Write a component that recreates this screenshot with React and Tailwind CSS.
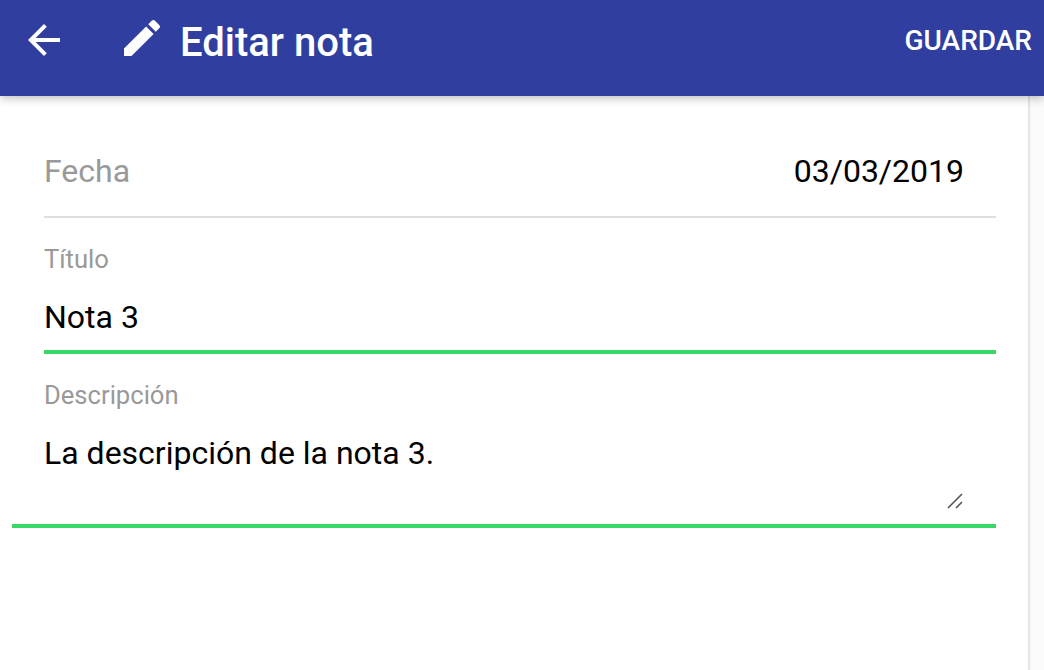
function ArrowBack() {
  return (
    <svg viewBox="0 0 24 24" className="size-12 fill-white" aria-hidden="true">
      <path d="M20 11H7.83l5.59-5.59L12 4l-8 8 8 8 1.41-1.41L7.83 13H20v-2z" />
    </svg>
  );
}

function Pencil() {
  return (
    <svg viewBox="0 0 24 24" className="-mt-0.5 ml-[50px] size-12 fill-white" aria-hidden="true">
      <path d="M3 17.25V21h3.75L17.81 9.94l-3.75-3.75L3 17.25zM20.71 7.04c.39-.39.39-1.02 0-1.41l-2.34-2.34c-.39-.39-1.02-.39-1.41 0l-1.83 1.83 3.75 3.75 1.83-1.83z" />
    </svg>
  );
}

function ResizeGrip() {
  return (
    <svg viewBox="0 0 16 16" className="size-4 stroke-[#555]" strokeWidth="1.6" aria-hidden="true">
      <path d="M1 15L15 1M9 15l6-6" />
    </svg>
  );
}

export default function App() {
  return (
    <div className="flex h-[670px] w-[1044px] flex-col overflow-hidden bg-[#fafafa] font-['Roboto',sans-serif] text-black">
      <header className="z-10 flex h-24 shrink-0 items-start bg-[#303f9f] pt-4 pr-3 pl-5 text-white shadow-[0_2px_9px_rgba(0,0,0,0.27)]">
        <ArrowBack />
        <Pencil />
        <h1 className="ml-3.5 text-[40px] leading-[54px] font-medium">Editar nota</h1>
        <button className="ml-auto text-[28px] leading-[50px] font-medium">GUARDAR</button>
      </header>
      <main className="w-[1030px] grow border-r-2 border-[#e5e5e5] bg-white pr-8 pl-3">
        <div className="ml-8 flex h-[122px] items-start justify-between border-b-2 border-[#dedede] pt-[55px] pr-8 text-[32px] leading-10">
          <span className="text-[#999]">Fecha</span>
          <span>03/03/2019</span>
        </div>
        <div className="ml-8 h-[136px] border-b-4 border-[#38d868] pt-[25px]">
          <div className="text-[25.6px] leading-8 text-[#999]">Título</div>
          <div className="mt-[22px] text-[32px] leading-10">Nota 3</div>
        </div>
        <div className="flex h-[174px] flex-col border-b-4 border-[#38d868] pt-[25px] pr-8 pl-8">
          <div className="text-[25.6px] leading-8 text-[#999]">Descripción</div>
          <div className="mt-[22px] text-[32px] leading-10">La descripción de la nota 3.</div>
          <div className="mt-5 flex justify-end pr-px">
            <ResizeGrip />
          </div>
        </div>
      </main>
    </div>
  );
}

------

PROBLEM DETAILS:
Write out the full set of lines verbatim, without the pictures.

TASK RESPONSE:
Write a component that recreates this screenshot with React and Tailwind CSS.
function ArrowBack() {
  return (
    <svg viewBox="0 0 24 24" className="size-12 fill-white" aria-hidden="true">
      <path d="M20 11H7.83l5.59-5.59L12 4l-8 8 8 8 1.41-1.41L7.83 13H20v-2z" />
    </svg>
  );
}

function Pencil() {
  return (
    <svg viewBox="0 0 24 24" className="-mt-0.5 ml-[50px] size-12 fill-white" aria-hidden="true">
      <path d="M3 17.25V21h3.75L17.81 9.94l-3.75-3.75L3 17.25zM20.71 7.04c.39-.39.39-1.02 0-1.41l-2.34-2.34c-.39-.39-1.02-.39-1.41 0l-1.83 1.83 3.75 3.75 1.83-1.83z" />
    </svg>
  );
}

function ResizeGrip() {
  return (
    <svg viewBox="0 0 16 16" className="size-4 stroke-[#555]" strokeWidth="1.6" aria-hidden="true">
      <path d="M1 15L15 1M9 15l6-6" />
    </svg>
  );
}

export default function App() {
  return (
    <div className="flex h-[670px] w-[1044px] flex-col overflow-hidden bg-[#fafafa] font-['Roboto',sans-serif] text-black">
      <header className="z-10 flex h-24 shrink-0 items-start bg-[#303f9f] pt-4 pr-3 pl-5 text-white shadow-[0_2px_9px_rgba(0,0,0,0.27)]">
        <ArrowBack />
        <Pencil />
        <h1 className="ml-3.5 text-[40px] leading-[54px] font-medium">Editar nota</h1>
        <button className="ml-auto text-[28px] leading-[50px] font-medium">GUARDAR</button>
      </header>
      <main className="w-[1030px] grow border-r-2 border-[#e5e5e5] bg-white pr-8 pl-3">
        <div className="ml-8 flex h-[122px] items-start justify-between border-b-2 border-[#dedede] pt-[55px] pr-8 text-[32px] leading-10">
          <span className="text-[#999]">Fecha</span>
          <span>03/03/2019</span>
        </div>
        <div className="ml-8 h-[136px] border-b-4 border-[#38d868] pt-[25px]">
          <div className="text-[25.6px] leading-8 text-[#999]">Título</div>
          <div className="mt-[22px] text-[32px] leading-10">Nota 3</div>
        </div>
        <div className="flex h-[174px] flex-col border-b-4 border-[#38d868] pt-[25px] pr-8 pl-8">
          <div className="text-[25.6px] leading-8 text-[#999]">Descripción</div>
          <div className="mt-[22px] text-[32px] leading-10">La descripción de la nota 3.</div>
          <div className="mt-5 flex justify-end pr-px">
            <ResizeGrip />
          </div>
        </div>
      </main>
    </div>
  );
}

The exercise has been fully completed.